In Commonwealth v. Thompson, 604 Pa. 198, 985 A.2d 928 (2009), the following factors coalesced to form not merely reasonable suspicion, but probable cause itself: 1) a single transaction of currency for a small object; 2) that transpired at night; 3) in a high crime area known for the sale of drugs; 4) as witnessed by a police officer with extensive narcotics training. The Thompson court observed that the following factors were important to the analysis:

The time is important; the street location is important; the use of a street for commercial transactions is important; the number of such transactions is important; the place where the small items were kept by one of the sellers is important; the movements and manners of the parties are important.

Thompson, 604 Pa. at 204-205, 985 A.2d at 932, quoting Commonwealth v. Lawson, 454 Pa. 23, 28, 309 A.2d 391, 394 (1973).

Instantly, appellee's accomplice made three transactions of currency for small objects, at night, in a high crime area known for the sale of drugs, as witnessed by a police officer with extensive experience in narcotic sales. That appellee was conspiring with this accomplice was demonstrated when appellee first appeared to behave as a look-out, and then was confirmed as such when appellee alerted the accomplice as to an approaching police car.

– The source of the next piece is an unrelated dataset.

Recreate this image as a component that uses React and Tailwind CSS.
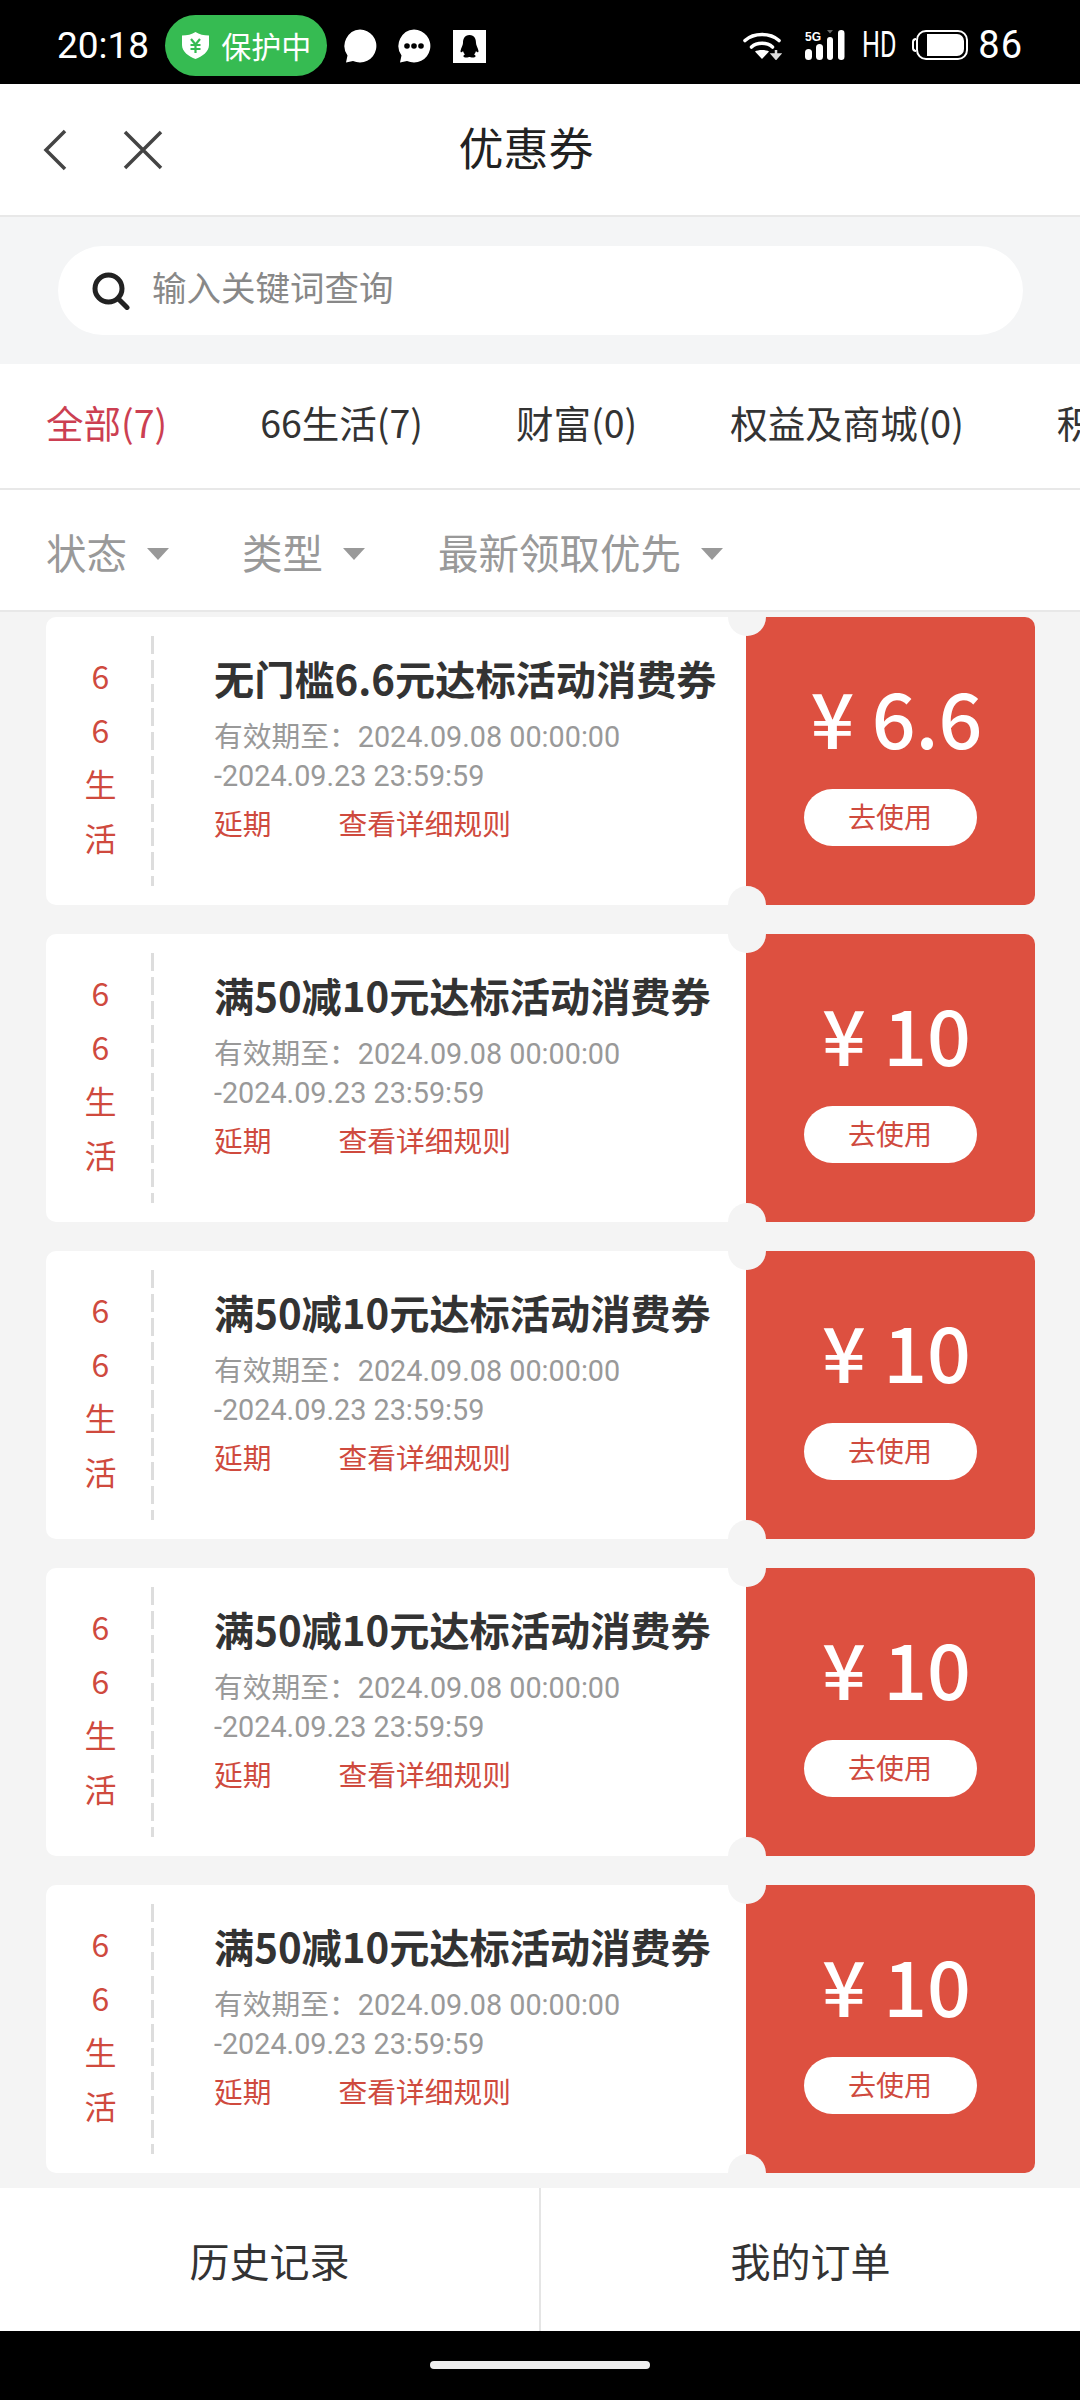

The two of them then immediately left the area together. (Notes of testimony, 2/2/10 at 10.) We also find that appellee's alert to his accomplice as to the approaching police car directly raised the inference that the two were engaged in illegal activity.*fn3 Considering the factors in Thompson that resulted in a finding of probable cause, there is more than enough here to merit a finding of reasonable suspicion. Since the police had reasonable suspicion to make a Terry stop, we find that the suppression court improperly granted appellee's motion and we will reverse.

Order reversed. Case remanded for trial. Jurisdiction relinquished.